Encouraging a wider range of skills, attributes and capabilities, both outwith and within the timetabled curriculum, is becoming a more prominent feature in secondary schools. Most schools continue to place strong emphasis on personal, social and health education. Many have used the Determined to Succeed initiative as a stimulus towards improvement in relation to enterprise education and education for work and employability. Over the period of this report, many schools and education authorities improved their links with colleges in the context of the Skills for Work initiative and other part-time vocational programmes for pupils in S3 and S4. The strengths and weaknesses of the approaches adopted are set out in detail in Expanding Opportunities: a report on school-college partnership programmes in Scotland (2008).
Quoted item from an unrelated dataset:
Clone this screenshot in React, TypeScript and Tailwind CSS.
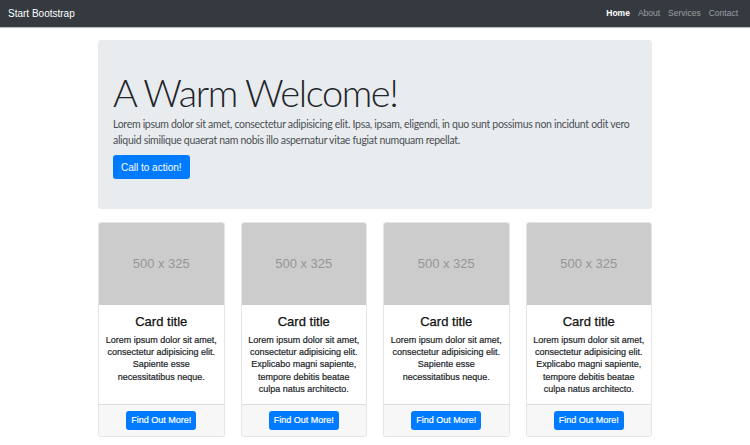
const cards = [
  "Lorem ipsum dolor sit amet, consectetur adipisicing elit. Sapiente esse necessitatibus neque.",
  "Lorem ipsum dolor sit amet, consectetur adipisicing elit. Explicabo magni sapiente, tempore debitis beatae culpa natus architecto.",
  "Lorem ipsum dolor sit amet, consectetur adipisicing elit. Sapiente esse necessitatibus neque.",
  "Lorem ipsum dolor sit amet, consectetur adipisicing elit. Explicabo magni sapiente, tempore debitis beatae culpa natus architecto.",
];

const links = ["Home", "About", "Services", "Contact"];

function Card({ text }: { text: string }) {
  return (
    <div className="flex flex-col overflow-hidden rounded-[3px] border border-black/10 bg-white">
      <div className="flex h-[82px] items-center justify-center bg-[#cccccc] text-[13px] text-[#969696]">
        500 x 325
      </div>
      <div className="flex-1 px-[6.5px] pb-[9px] pt-[9px] text-center">
        <h4 className="text-[13px] leading-[16px] text-[#111] [-webkit-text-stroke:0.25px_#111]">
          Card title
        </h4>
        <p className="mt-[4px] text-[9px] leading-[12.2px] text-[#212529] [-webkit-text-stroke:0.2px_#212529]">
          {text}
        </p>
      </div>
      <div className="flex h-[32px] items-center justify-center border-t border-black/10 bg-[#f7f7f7]">
        <button className="h-[19px] rounded-[3px] bg-[#007bff] px-[5px] text-[9px] text-white [-webkit-text-stroke:0.2px_white]">
          Find Out More!
        </button>
      </div>
    </div>
  );
}

export default function App() {
  return (
    <div className="min-h-[445px] bg-white font-['Liberation_Sans',Arial,sans-serif]">
      <nav className="flex h-[27px] items-center justify-between bg-[#343a40] pl-[8px] pr-[12px] shadow-[0_1px_1px_rgba(0,0,0,0.25)]">
        <span className="text-[10px] text-white">Start Bootstrap</span>
        <ul className="flex gap-[8px] text-[8.5px]">
          {links.map((l, i) => (
            <li key={l} className={i === 0 ? "font-bold text-white" : "text-white/50"}>
              {l}
            </li>
          ))}
        </ul>
      </nav>

      <main className="mx-auto w-[554px] pt-[13px]">
        <header className="h-[169px] rounded-[3px] bg-[#e9ecef] px-[15px] pt-[30px]">
          <h1 className="font-['Lato',sans-serif] text-[38px] font-light leading-[44px] tracking-[-1.4px] text-[#212529]">
            A Warm Welcome!
          </h1>
          <p className="mt-[3px] font-['Lato',sans-serif] text-[10.5px] font-normal leading-[15.5px] tracking-[-0.3px] text-[#4a4f54]">
            Lorem ipsum dolor sit amet, consectetur adipisicing elit. Ipsa, ipsam, eligendi, in quo sunt possimus non incidunt odit vero aliquid similique quaerat nam nobis illo aspernatur vitae fugiat numquam repellat.
          </p>
          <button className="mt-[7px] h-[24px] rounded-[3px] bg-[#007bff] px-[8px] text-[10px] text-white">
            Call to action!
          </button>
        </header>

        <section className="mt-[13px] grid grid-cols-4 gap-4">
          {cards.map((t, i) => (
            <Card key={i} text={t} />
          ))}
        </section>
      </main>
    </div>
  );
}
Some secondary schools have increased the opportunities available in school for practical, skills-based and applied learning. They are looking creatively at the practicality and benefits of on-site vocational learning to establish a more secure link between the school and employment opportunities in the local community. Some secondary schools work well together to provide a wider range of courses for learners. In the latter part of the survey, most schools have been increasing their emphasis on sustainable development education, through eco-activities and recycling. Only half have reviewed the extent to which the curriculum promotes sustainable development education on a coherent and sustained basis. Too few ensure good quality physical education at the senior stages.
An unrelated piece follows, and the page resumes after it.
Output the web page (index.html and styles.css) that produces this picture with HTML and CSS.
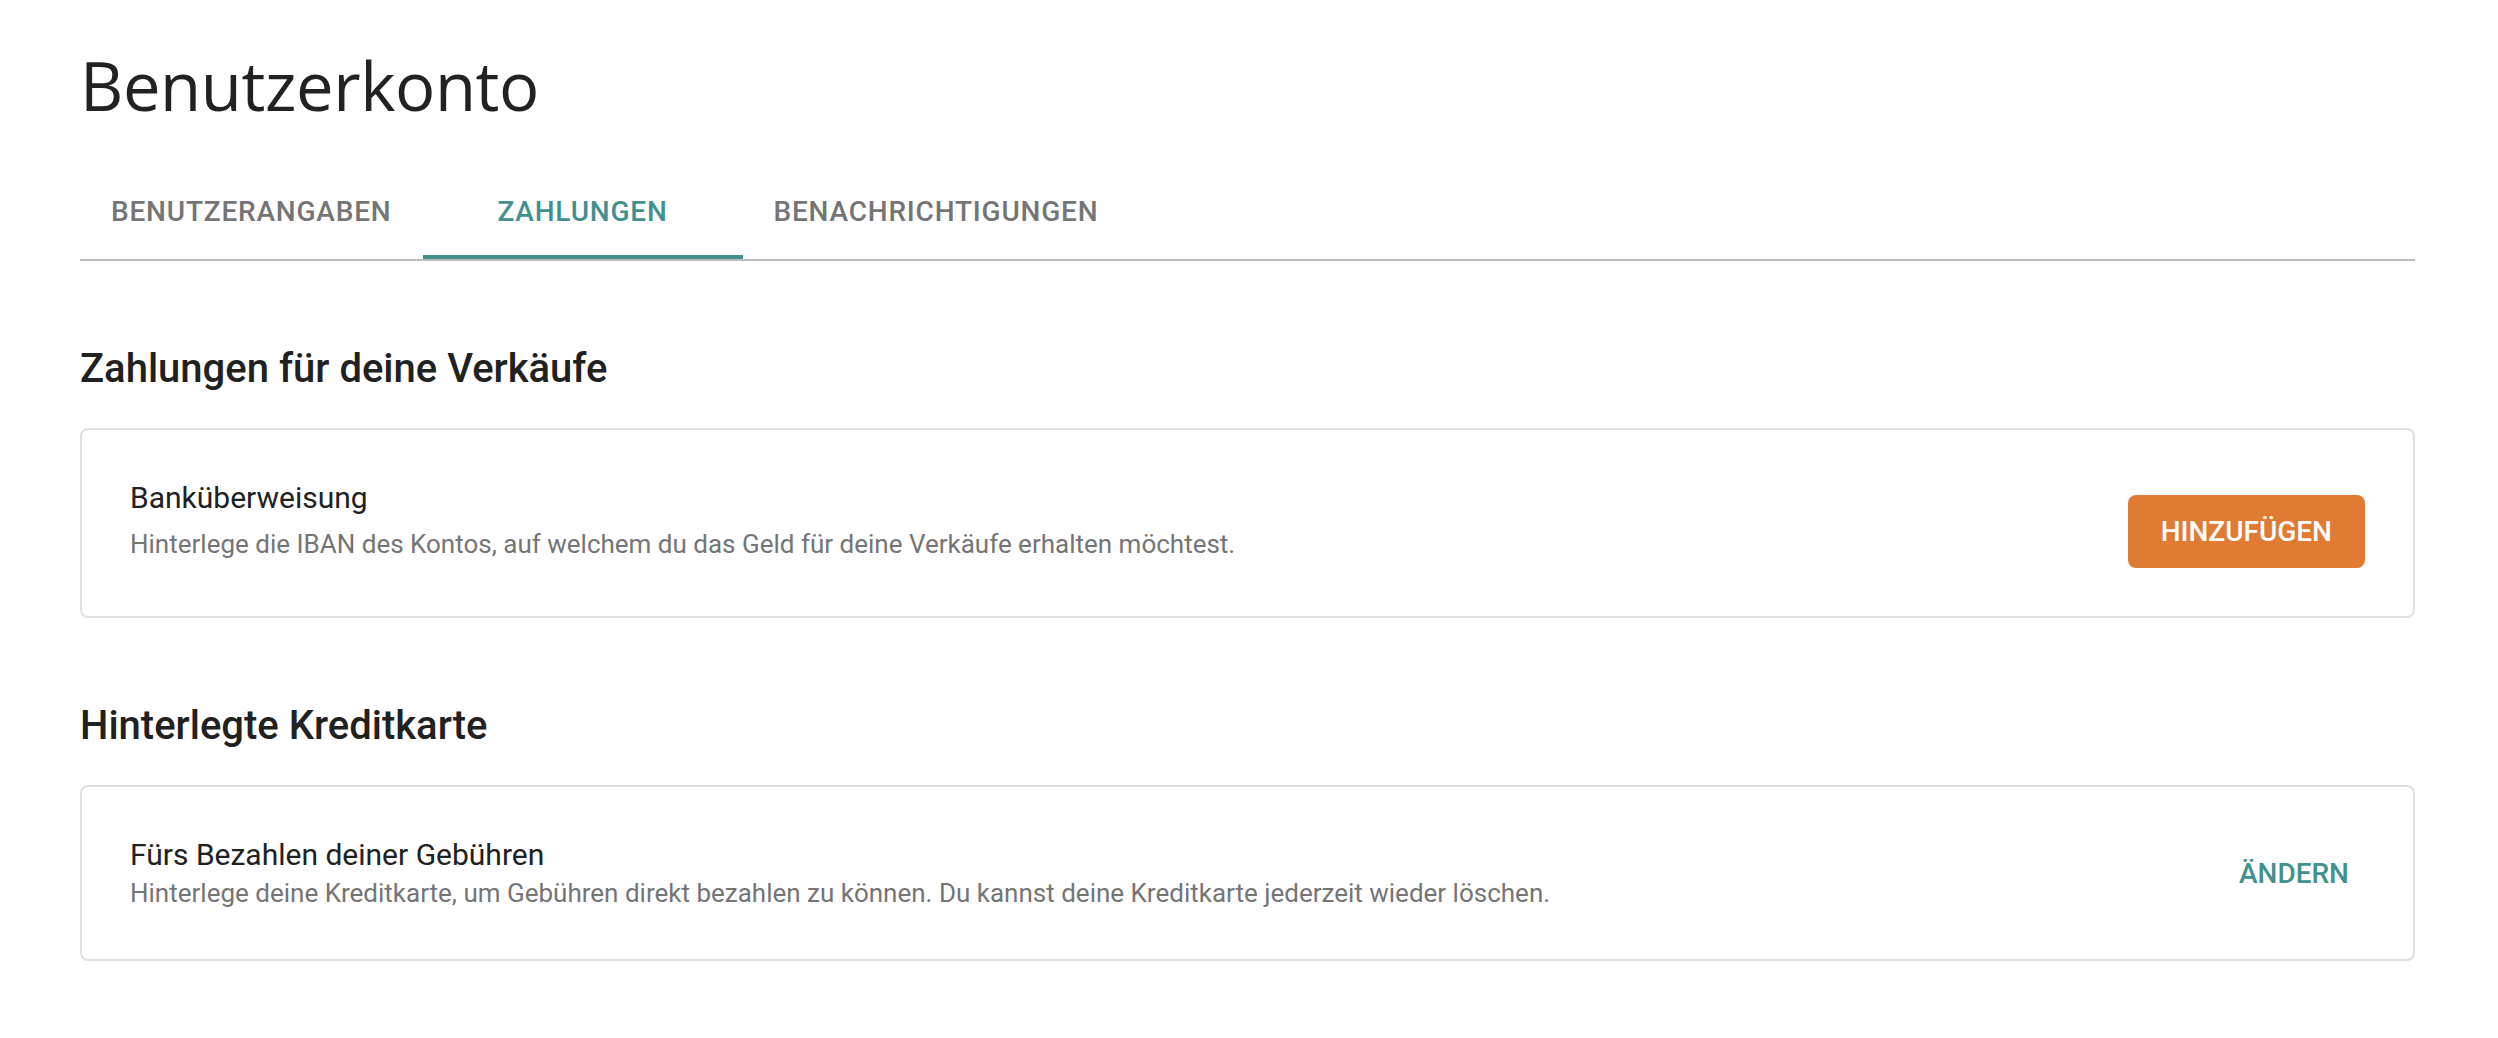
FILE: index.html
```html
<!DOCTYPE html>
<html lang="de">
<head>
    <meta charset="UTF-8">
    <meta name="viewport" content="width=device-width, initial-scale=1.0">
    <title>Benutzerkonto</title>
    <link rel="stylesheet" href="styles.css">
</head>
<body>
    <main class="account">
        <h1 class="account-title">Benutzerkonto</h1>

        <nav class="tabs">
            <a href="#" class="tab">Benutzerangaben</a>
            <a href="#" class="tab active">Zahlungen</a>
            <a href="#" class="tab">Benachrichtigungen</a>
        </nav>

        <section class="section">
            <h2 class="section-title">Zahlungen für deine Verkäufe</h2>
            <div class="card card-bank">
                <div class="card-text">
                    <h3 class="card-title">Banküberweisung</h3>
                    <p class="card-desc">Hinterlege die IBAN des Kontos, auf welchem du das Geld für deine Verkäufe erhalten möchtest.</p>
                </div>
                <button class="btn btn-primary">Hinzufügen</button>
            </div>
        </section>

        <section class="section">
            <h2 class="section-title">Hinterlegte Kreditkarte</h2>
            <div class="card">
                <div class="card-text">
                    <h3 class="card-title">Fürs Bezahlen deiner Gebühren</h3>
                    <p class="card-desc">Hinterlege deine Kreditkarte, um Gebühren direkt bezahlen zu können. Du kannst deine Kreditkarte jederzeit wieder löschen.</p>
                </div>
                <button class="btn btn-text">Ändern</button>
            </div>
        </section>
    </main>
</body>
</html>
```

FILE: styles.css
```css
body {
    margin: 0;
    padding: 0;
    background: #fff;
    font-family: Roboto, 'Liberation Sans', sans-serif;
    color: #212121;
}
.account {
    padding: 45px 83px 60px 80px;
}
.account-title {
    margin: 0;
    font-family: 'Open Sans', 'DejaVu Sans', sans-serif;
    font-weight: 400;
    font-size: 67px;
    line-height: 80px;
    color: #222;
    letter-spacing: -0.4px;
}
.tabs {
    display: flex;
    margin-top: 38px;
    border-bottom: 2px solid #bdbdbd;
}
.tab {
    box-sizing: border-box;
    display: flex;
    align-items: center;
    justify-content: center;
    min-width: 320px;
    height: 96px;
    padding: 4px 31px 0;
    border-bottom: 4px solid transparent;
    font-size: 28px;
    font-weight: 500;
    text-transform: uppercase;
    letter-spacing: 0.8px;
    color: #757575;
    text-decoration: none;
}
.tab.active {
    color: #42918e;
    border-bottom-color: #42918e;
}
.section {
    margin-top: 84px;
}
.section-title {
    margin: 0 0 35px;
    font-size: 40px;
    font-weight: 500;
    line-height: 48px;
    color: #212121;
}
.card {
    display: flex;
    align-items: center;
    justify-content: space-between;
    padding: 48px;
    border: 2px solid #e0e0e0;
    border-radius: 8px;
}
.card-bank {
    align-items: flex-start;
}
.card-bank .card-title {
    margin-bottom: 8px;
}
.card-bank .btn {
    margin-top: 17px;
}
.card-title {
    margin: 0;
    font-size: 30px;
    font-weight: 400;
    line-height: 40px;
    color: #212121;
}
.card-desc {
    margin: 0;
    font-size: 26px;
    line-height: 36px;
    color: #757575;
}
.btn {
    border: none;
    background: none;
    font-family: Roboto, 'Liberation Sans', sans-serif;
    font-size: 28px;
    font-weight: 500;
    text-transform: uppercase;
    letter-spacing: 0;
    cursor: pointer;
}
.btn-primary {
    height: 73px;
    padding: 0 33px;
    border-radius: 8px;
    background-color: #df7b33;
    color: #fff;
}
.btn-text {
    height: 72px;
    padding: 0 16px;
    color: #42918e;
}
```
Approaches to introducing Standard Grade or equivalent courses from S2 have met with mixed success. It is too early to detect any sustainable gain in later performance at the senior stages. Some schools have increased the pace of learning in a range of ways, for example by beginning early some aspects of Higher programmes prior to young people sitting their Standard Grade examinations in S4. The Schools of Ambition initiative has been used well to improve young people’s engagement in new or improved curricular pathways. Increasingly, creative solutions are being used to provide wider choice and remote access to courses. Using available advice, schools should improve the variety and makeup of curriculum pathways and their fitness to meet the future needs of each individual young person. Such approaches should include being able to deliver the detail of the skills, attributes and capabilities that underpin the four capacities.

STRUCTURE OF THE CURRICULUM

DISTRIBUTION OF QUALITY INDICATOR EVALUATIONS IN THE SECONDARY SCHOOL SECTOR 2005-2007

DISTRIBUTION OF QUALITY INDICATOR EVALUATIONS IN THE SECONDARY SCHOOL SECTOR 2005-2007

Do secondary schools have a clear sense of direction?
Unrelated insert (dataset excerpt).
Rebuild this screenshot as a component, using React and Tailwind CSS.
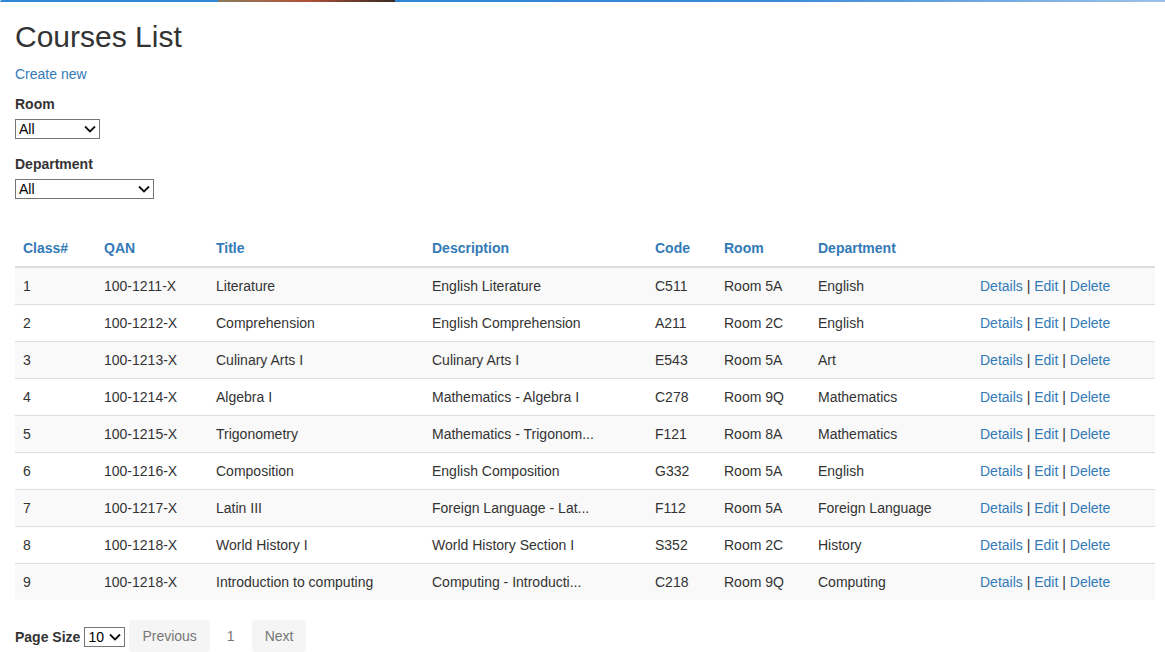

Leadership is consistently good and improving in secondary schools. Fewer than 10% of schools had important weaknesses in leadership and only 1% had major weaknesses. Many schools have a clear vision and sense of direction based on shared values across the school community. The leadership of headteachers is a recurrent strength. Some schools are ambitious, particularly where staff at all levels pursue a shared strategic vision in a collegiate way, supported by senior managers.

Most depute headteachers are developing their strategic roles well. The contribution of school business managers is having a beneficial impact in allowing other senior managers to focus most of their attention on educational improvement. The quality of the contributions of principal teachers (or faculty heads) in quality assurance and leading learning is still unduly variable. In the best practice, leadership for learning is accepted as a principle that applies to all staff, including many who do not have promoted responsibilities but make important contributions to curriculum innovation and other school improvements. The need remains for leaders to work with others to find innovative ways of improving the curriculum to meet the full range of young people’s needs.

How well do staff work with others to support young people’s learning?

Almost all schools enjoy positive partnerships with parents and the wider community. School Boards and latterly Parent Councils usually provide very strong support. Stakeholders continue to be satisfied with almost all aspects of their schools. Schools are becoming more proactive in seeking out effective partnerships with a range of external agencies to the benefit of young people, particularly those needing more choices and more chances to succeed. While many schools recognise that improving links with primary schools helps progression in learning, too many do not build on what learners have achieved in P7. This prevents them from progressing as well as they could. There are few examples of effective partnerships between staff in schools and those in community learning and development or more widely as part of shared community initiatives.

Are staff and young people actively involved in improving the school community?

Staff in secondary schools have increasingly recognised their direct responsibility and accountability for improvement. The influence of rigorous self-evaluation has become key to sustained school improvement, for example using The Journey to Excellence including the third edition of How good is our school?. The processes and cycles of quality assurance in schools have become more consistent, as have the inter-relationships between self-evaluation, standards and quality reports and school improvement plans. Analysis of performance data is becoming increasingly sophisticated and rigorous. Most schools have suitable systems for monitoring and tracking the progress of young people. Observation of learning and teaching is an established feature in most schools. Sharing the good practice identified in class observation and peer observation by staff is becoming a prompt to professional discussion of learning, although the full impact of these approaches has yet to be felt. More schools are surveying the views of young people as part of their evaluation of courses, learning and teaching. However, few actively and continuously engage young people in making suggestions for improving learning and teaching, leadership, the curriculum, home partnerships and the school ethos.

Do secondary schools have high expectations of all young people?

Most schools have developed a positive climate of equality and fairness. Almost all have good processes for dealing with racial discrimination and bullying. Most have whole-school policies on race equality but concerted efforts to actively promote race equality and other equality issues systematically and progressively through the curriculum are not common.

The quality of pastoral care for young people and the positive ethos overall are strengths in almost all schools. This is reflected in what young people themselves say. In almost all schools, climate and relationships are constructive and encouraging. While many schools have small numbers of young people with particularly challenging behaviour, any issues arising are usually handled effectively. Most schools have clear and concerted strategies for promoting positive behaviour. Where practice is less effective, issues often relate to the need to engage young people more fully in their learning and to raise teachers’ and young people’s expectations of what they can learn and achieve. Schools continue to develop systems for monitoring the educational progress and wellbeing of young people at risk, although the impact of schools’ strategies on improving the achievement of these young people is not always fully realised. A key challenge for the future is in proactively developing approaches and partnerships to ensure that, as a universal service for children of secondary school age, schools get things right for each and every young person.